Now, I’m not meaning to rag on any vendor here, as all three of these are absolutely amazing clouds! But I want you to make an informed decision, and risk management while learning is one of the things to consider.

How to use sandbox environments to avoid risk

Now, it’s worth mentioning that one way of controlling costs when you’re learning is to use a lab sandbox environment, if you have access to one. For example, A Cloud Guru offers access to these environments, where they bear the costs of all your actions.  They offer secure, instantly-accessible AWS, Azure, and Google cloud sandbox environments.

While these are part of ACG’s paid plans, they offer you a safety net so you don’t have to constantly be asking yourself about the costs associated with every little thing you do. 

Additionally, your access won’t expire after a certain period, so it’s a great way to learn at your own pace. 
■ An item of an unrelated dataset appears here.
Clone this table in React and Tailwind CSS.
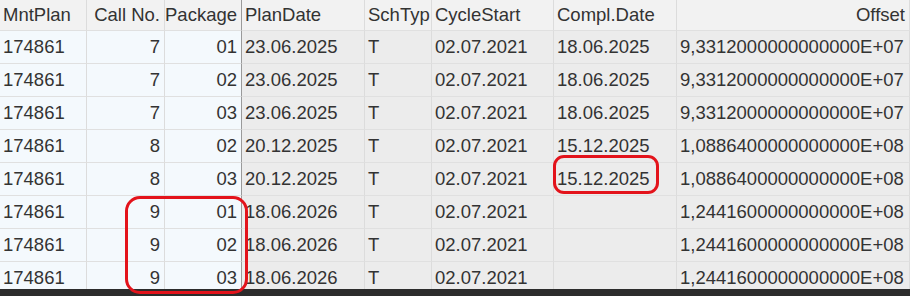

If you decide to jump in and get your hands dirty with your very own-free cloud account  — without the protection of a sandbox environment — just remember these two important tips. These apply to everything you do in the cloud, whether you’re trying a service out or working professionally:

  1. Be intentional about every cost you trigger
  2. Stop every cost as soon as it becomes unnecessary

Now that you’ve read this article, I hope you have a healthy respect for the potential costs associated with these very powerful cloud tools, and you can still learn your way forward, successfully.